セツ先生が亡くなって、店をやりながらそしてモデルもやりながらある日、やっと生徒になった。
 生徒になったのは、ポーズをとる私に向かってみんながみんな熱心に、全力で鉛筆を走らせるその姿、その真剣さ、向こうからビリビリ伝わる緊張感、そんな事がすごく心に残っていたからだった。

セツモードセミナーに出会った事で、「絵に絶対の正解なんて無い。一心に、自分なりの絵を描くだけで、それを詰めていくしかないんだ。」と知る事が出来たし、絵について聞いたり話したり、凹んだ時に同じ立場で遮二無二、一緒に学ぶ事によって世代なんて越えた友達もできて自分の幅がずいぶん広がったと感じていた。
 生徒になってからはもう「のるかそるか」みたいなセツ展もあるし、1日中絵の事しか考えない位の密度で絵を描き続ける時期も続いた。素材を集め、人の絵を見に行き、とにかくとにかく描いた。時間を寄せ集めては描いた。眠くても体調崩していてもひたすら描いた。そしてずいぶん溜まってきた絵を見て欲しくなり大好きな新宿駅構内の「ベルク」というお店に頼み込んで個展を開いてもらったりしていた。(…今では全然描いてないので、たぶん「絵の女神」とかいるなら見放されてるかなぁ。当時の絵を見返すと、今は無い凄い熱量を感じる)
 お店もやってモデルもやって学生でもあり、絵もすごい量描いて、大変な日々だった。でも本当に楽しかったし、苦しい事もあったけど充実していて、ヒシヒシと血となり肉となる日々でもあった。

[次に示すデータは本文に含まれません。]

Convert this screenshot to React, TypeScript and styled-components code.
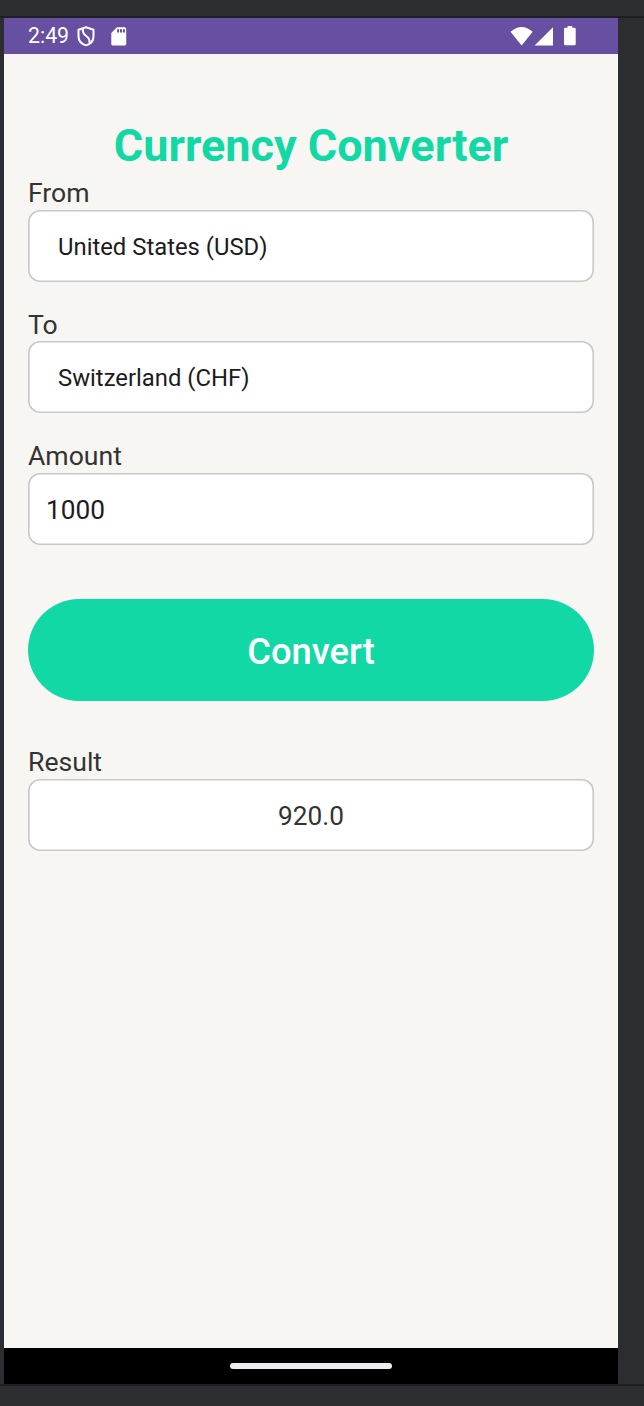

それからずいぶん時間は過ぎたけれども、まだ時々旅先などで出会った人に「わたし、昔マルヤマさん描いてましたよ」とか言われたりする。
 そんな時、あの猛烈に忙しかったけどすごく楽しかった時代の香りが、フワッと一瞬だけ戻ってくる気がする。

自分の人生にこれだけ色濃く影響を及ぼした場所って、セツモードセミナー以外にちょっと思い当たらないくらいのスゴイ濃度&密度の場所だった。
 あ。あともう1つの重要な影響。こないだ結婚したのも、セツがきっかけだったりします。奥さんが「セツ最後の1年間」の生徒だったのだ。もう足向けて寝られない。

(つづく)

2 Comments | RSS

  1. 星信郎 より:

    丸山クン この静かで不思議な情感せまる絵は、いつごろどこで描いたのでしようか? 明るい色彩がダイナミックでシンプルで、すこしコワさもあってイイね。

    三原君から、時々メールで「この絵、どう思う?」の送信がありましたが、もうそれも無くなってしまった。ホシ

  2. 丸山伊太朗 より:

    私も連絡が来て、え!としか出ませんでした。今も詳しい状況は伝わって来ないので毎日三原君のこと考えてしまいます。たまに電話がかかってきて、まったり話す声にこちらも飲み込まれてつい電話切るタイミングを逃してしまってました。でも、もうそれもないんですね。
    イャー、最近益々いい男になってきたなあ!と思っていたのに。

    この絵は確か小川君がモデルのデッサンを元に描きました。セツ先生が亡くなったあとのアート展(まだ、銀座で開催されてました)で選んでいただいたものです。